### Work instructions
Each line that holds the word "index" should be returned.

_ _ _ _

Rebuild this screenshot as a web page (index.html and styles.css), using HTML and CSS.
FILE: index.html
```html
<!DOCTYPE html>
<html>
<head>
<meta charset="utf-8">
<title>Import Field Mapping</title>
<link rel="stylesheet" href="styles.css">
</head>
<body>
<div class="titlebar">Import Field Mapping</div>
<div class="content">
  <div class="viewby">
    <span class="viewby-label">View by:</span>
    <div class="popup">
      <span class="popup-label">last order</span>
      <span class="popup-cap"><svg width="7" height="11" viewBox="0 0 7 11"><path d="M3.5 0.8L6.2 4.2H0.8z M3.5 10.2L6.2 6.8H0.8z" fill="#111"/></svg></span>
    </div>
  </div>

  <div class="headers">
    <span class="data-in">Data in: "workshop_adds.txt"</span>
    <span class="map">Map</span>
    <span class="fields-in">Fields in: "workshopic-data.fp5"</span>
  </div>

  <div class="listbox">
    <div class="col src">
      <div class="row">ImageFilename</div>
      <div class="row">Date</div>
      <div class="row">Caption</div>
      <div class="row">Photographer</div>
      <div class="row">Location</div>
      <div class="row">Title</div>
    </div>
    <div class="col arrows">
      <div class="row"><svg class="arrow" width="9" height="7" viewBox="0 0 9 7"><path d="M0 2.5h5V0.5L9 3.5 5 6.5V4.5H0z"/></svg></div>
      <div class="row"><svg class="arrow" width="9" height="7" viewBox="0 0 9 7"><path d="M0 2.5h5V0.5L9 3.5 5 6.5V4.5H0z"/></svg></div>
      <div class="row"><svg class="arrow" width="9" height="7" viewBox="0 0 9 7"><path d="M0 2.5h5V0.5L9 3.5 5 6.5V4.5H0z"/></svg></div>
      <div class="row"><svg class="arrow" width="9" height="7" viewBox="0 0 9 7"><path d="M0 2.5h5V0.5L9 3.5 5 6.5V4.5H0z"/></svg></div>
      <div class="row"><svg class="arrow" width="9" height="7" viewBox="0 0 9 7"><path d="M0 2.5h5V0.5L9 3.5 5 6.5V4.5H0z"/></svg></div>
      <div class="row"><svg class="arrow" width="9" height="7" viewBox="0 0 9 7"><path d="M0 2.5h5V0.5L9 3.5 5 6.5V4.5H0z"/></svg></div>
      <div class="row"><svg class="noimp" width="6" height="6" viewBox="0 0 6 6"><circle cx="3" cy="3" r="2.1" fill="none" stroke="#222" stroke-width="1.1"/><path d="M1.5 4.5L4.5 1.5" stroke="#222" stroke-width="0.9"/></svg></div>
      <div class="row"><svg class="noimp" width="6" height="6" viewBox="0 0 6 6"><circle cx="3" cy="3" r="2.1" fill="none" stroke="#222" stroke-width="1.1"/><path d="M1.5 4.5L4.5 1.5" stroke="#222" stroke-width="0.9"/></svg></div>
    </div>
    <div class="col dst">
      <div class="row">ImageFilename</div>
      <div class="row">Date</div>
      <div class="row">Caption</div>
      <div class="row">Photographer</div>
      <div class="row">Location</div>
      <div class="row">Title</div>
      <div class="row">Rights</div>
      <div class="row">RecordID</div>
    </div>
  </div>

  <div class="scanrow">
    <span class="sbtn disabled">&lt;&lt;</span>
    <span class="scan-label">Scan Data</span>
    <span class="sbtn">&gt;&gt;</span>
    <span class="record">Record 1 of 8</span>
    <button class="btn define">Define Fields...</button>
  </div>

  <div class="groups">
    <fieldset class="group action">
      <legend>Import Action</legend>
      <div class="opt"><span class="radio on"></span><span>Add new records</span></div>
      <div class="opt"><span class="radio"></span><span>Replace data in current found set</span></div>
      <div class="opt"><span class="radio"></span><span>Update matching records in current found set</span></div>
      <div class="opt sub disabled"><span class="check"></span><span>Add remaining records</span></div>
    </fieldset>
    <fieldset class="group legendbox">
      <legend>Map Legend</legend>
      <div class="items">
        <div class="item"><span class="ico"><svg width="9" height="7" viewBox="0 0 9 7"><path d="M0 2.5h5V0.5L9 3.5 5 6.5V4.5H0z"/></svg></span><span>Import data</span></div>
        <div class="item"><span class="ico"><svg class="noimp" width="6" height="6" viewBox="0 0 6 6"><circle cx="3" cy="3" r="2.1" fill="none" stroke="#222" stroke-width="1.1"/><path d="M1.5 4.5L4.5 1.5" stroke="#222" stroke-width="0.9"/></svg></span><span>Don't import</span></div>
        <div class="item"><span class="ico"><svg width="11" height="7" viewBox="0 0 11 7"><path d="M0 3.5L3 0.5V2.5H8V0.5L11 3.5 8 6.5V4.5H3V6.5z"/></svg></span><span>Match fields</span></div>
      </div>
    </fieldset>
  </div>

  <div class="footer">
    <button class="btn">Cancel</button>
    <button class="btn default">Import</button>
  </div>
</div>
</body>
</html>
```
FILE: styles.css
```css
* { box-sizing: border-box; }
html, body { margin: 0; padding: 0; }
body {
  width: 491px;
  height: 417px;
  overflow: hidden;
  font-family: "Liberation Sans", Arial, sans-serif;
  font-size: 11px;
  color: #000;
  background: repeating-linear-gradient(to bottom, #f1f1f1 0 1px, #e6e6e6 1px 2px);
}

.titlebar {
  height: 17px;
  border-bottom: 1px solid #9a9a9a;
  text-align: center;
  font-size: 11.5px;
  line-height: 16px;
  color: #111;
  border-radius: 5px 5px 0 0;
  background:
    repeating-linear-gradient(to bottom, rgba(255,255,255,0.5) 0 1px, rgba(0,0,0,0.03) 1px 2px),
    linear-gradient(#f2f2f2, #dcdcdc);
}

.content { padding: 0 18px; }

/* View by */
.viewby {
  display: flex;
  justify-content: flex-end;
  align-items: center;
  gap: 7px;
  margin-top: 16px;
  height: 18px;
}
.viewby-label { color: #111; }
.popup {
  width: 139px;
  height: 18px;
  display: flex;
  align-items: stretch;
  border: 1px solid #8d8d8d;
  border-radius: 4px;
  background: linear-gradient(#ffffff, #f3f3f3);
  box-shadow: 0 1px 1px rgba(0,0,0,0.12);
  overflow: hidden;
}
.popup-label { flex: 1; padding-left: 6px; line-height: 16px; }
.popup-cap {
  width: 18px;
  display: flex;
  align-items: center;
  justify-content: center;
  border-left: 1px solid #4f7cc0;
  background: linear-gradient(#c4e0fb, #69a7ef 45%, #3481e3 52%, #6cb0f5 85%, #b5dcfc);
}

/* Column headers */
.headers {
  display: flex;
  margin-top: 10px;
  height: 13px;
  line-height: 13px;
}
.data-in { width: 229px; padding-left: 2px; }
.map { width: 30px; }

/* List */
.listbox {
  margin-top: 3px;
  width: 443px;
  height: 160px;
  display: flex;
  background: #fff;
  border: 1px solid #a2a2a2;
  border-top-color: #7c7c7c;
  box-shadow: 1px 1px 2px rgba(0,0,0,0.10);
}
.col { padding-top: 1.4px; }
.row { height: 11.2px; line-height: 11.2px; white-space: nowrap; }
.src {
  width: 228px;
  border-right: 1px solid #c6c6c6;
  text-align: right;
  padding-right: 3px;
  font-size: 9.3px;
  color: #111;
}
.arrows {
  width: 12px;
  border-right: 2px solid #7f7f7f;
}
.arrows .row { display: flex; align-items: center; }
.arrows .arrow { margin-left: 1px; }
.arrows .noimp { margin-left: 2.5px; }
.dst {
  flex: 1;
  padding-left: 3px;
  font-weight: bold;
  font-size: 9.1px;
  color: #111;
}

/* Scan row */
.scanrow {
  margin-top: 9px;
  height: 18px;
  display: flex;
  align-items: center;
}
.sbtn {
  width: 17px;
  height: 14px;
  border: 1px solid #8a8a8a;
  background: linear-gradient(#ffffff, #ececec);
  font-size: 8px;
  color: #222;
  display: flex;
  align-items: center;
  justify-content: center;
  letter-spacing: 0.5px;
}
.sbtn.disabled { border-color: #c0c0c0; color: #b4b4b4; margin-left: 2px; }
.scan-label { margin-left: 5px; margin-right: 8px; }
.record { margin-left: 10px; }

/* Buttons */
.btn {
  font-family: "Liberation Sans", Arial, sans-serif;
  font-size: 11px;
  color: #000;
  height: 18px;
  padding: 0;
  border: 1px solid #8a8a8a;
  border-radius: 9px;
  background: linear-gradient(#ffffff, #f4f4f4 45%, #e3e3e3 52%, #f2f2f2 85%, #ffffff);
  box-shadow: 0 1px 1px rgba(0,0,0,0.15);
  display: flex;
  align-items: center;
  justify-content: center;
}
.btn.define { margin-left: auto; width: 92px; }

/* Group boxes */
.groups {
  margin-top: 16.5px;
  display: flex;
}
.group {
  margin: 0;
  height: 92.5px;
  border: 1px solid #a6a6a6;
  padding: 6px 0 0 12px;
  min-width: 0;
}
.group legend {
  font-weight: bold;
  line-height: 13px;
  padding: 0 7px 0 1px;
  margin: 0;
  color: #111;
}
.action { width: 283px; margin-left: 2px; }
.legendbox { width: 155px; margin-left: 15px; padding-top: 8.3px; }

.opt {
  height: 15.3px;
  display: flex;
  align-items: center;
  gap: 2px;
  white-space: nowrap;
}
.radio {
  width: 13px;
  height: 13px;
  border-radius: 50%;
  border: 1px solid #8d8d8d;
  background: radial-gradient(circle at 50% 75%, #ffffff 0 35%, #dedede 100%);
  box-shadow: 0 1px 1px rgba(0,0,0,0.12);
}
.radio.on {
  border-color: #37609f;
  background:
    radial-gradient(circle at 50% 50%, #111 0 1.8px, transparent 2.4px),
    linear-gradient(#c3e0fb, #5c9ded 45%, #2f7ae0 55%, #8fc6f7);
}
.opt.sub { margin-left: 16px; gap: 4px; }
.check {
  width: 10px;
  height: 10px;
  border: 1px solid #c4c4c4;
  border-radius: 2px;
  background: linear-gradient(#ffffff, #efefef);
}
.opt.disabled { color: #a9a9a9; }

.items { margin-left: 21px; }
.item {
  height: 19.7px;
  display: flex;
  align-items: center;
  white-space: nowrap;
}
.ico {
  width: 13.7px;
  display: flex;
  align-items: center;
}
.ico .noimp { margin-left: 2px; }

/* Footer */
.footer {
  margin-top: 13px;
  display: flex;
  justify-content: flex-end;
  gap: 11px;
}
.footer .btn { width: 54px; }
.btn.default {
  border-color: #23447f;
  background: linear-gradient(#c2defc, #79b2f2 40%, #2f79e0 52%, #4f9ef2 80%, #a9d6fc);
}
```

_ _ _ _

### Full answer
Rebuild this screenshot as a web page (index.html and styles.css), using HTML and CSS.
FILE: index.html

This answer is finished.